Renowned Curator Koyo Kouoh Dies at 57, Leaving an Enduring Legacy in the Art World
Celebrated Cameroonian curator and cultural visionary Koyo Kouoh has passed away at age 57, marking a profound loss for the global art community. Kouoh died in Switzerland, where she had resided for years, though the cause of death has not been publicly disclosed.
At the height of her influential career, Kouoh was set to become the first African woman to lead the Venice Biennale in 2026 and had been serving as the Executive Director and Chief Curator of Zeitz Museum of Contemporary Art Africa (MOCAA) in South Africa—Africa’s largest contemporary art museum.
From Cameroon to Global Influence
Born in Douala, Cameroon, in 1967, Kouoh moved to Switzerland at age 13, where she initially studied business and banking. However, she pivoted from finance to pursue a career advocating for migrant women and eventually immersed herself in contemporary art—a field where she would become a global leader.
Kouoh gave birth to her first child in Switzerland in the 1990s and later adopted three more. Describing motherhood as “profoundly transformative,” she sought meaning beyond Western institutions, eventually returning to Africa in 1996 to pursue her curatorial passion.
Building Africa’s Art Future
Kouoh’s return to the continent marked a turning point. She launched Raw Material Company in Dakar, Senegal, an independent art hub that nurtured African artistic expression and critical discourse. She credited Dakar as her true creative home, saying, “Dakar made me who I am today.”
In 2019, Kouoh took the reins at Zeitz MOCAA following a leadership scandal and institutional crisis. She not only stabilized the museum but transformed it into a beacon of African contemporary culture, earning global acclaim for exhibitions such as When We See Us: A Century of Black Figuration in Painting.
Tributes Pour In from Across the Globe
News of her death triggered an outpouring of grief and admiration:
- Candice Breitz, South African artist, described her as “magnificently intelligent, endlessly energetic and formidably elegant.”
- Nigerian visual artist Otobong Nkanga praised her “warmth, generosity, and brilliance.”
- Even Italian Prime Minister Giorgia Meloni acknowledged her passing, calling it a loss for the global art world.
Kouoh was also a trusted voice in cultural restitution. In 2021, she was invited by President Emmanuel Macron to contribute to dialogues on returning African artifacts from European museums.
Belief in Legacy Beyond Death
In one of her final interviews with the Financial Times, Kouoh reflected on mortality with a calm rooted in her African spiritual upbringing:
“I believe in energies—living or dead—and in cosmic strength.
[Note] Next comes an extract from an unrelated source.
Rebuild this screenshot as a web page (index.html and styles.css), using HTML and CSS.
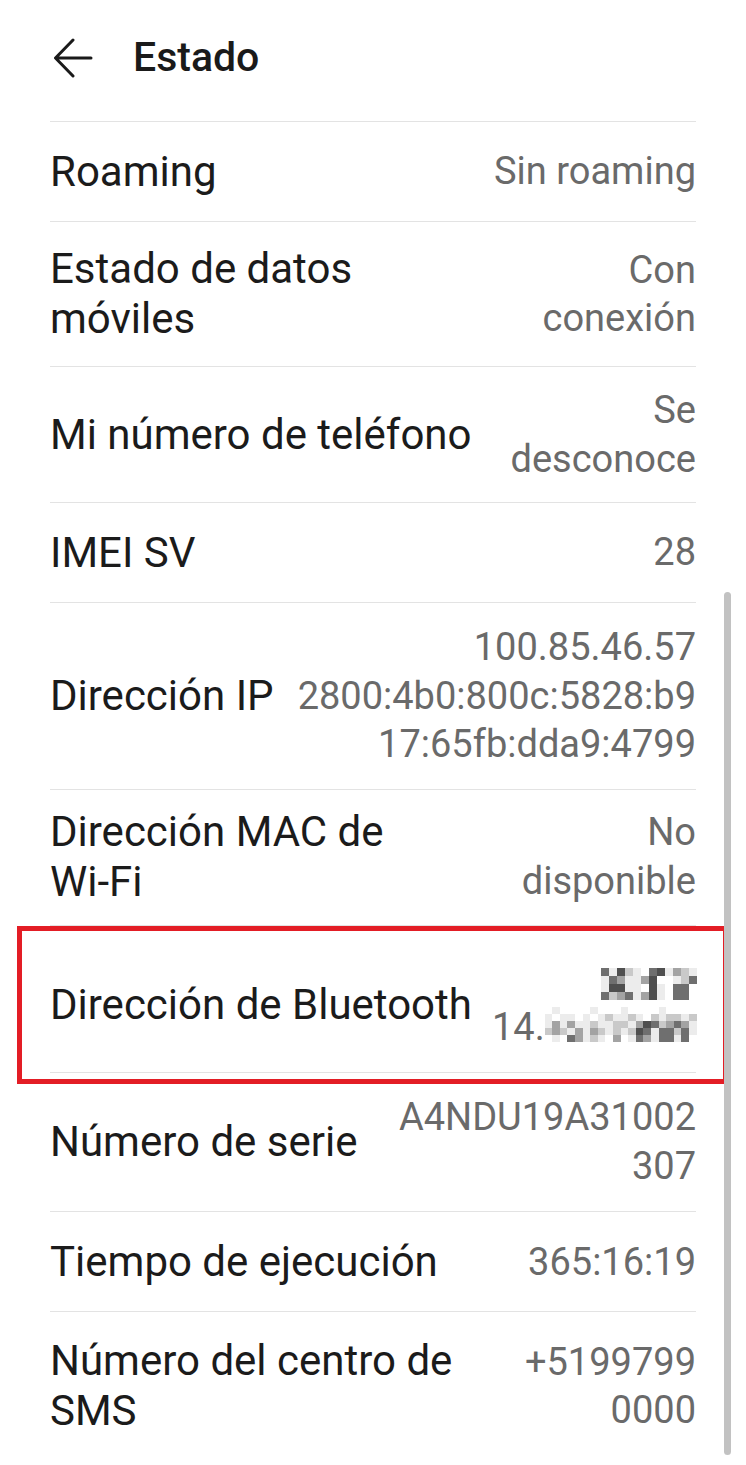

There’s no before or after death, just eternal presence.”
Zeitz MOCAA released a statement expressing “profound sorrow” and closed the museum temporarily in her honor.
A Trailblazer Who Redefined African Art’s Global Role
Koyo Kouoh’s death leaves a vacuum in the contemporary art world, but her work continues to shape how African creativity is viewed, valued, and preserved. Through every exhibition and institution she led, she championed authentic African narratives, empowering a generation of artists and curators to tell their stories unapologetically.
Her legacy is not only in the galleries she curated—but in the cultural future she fought to redefine.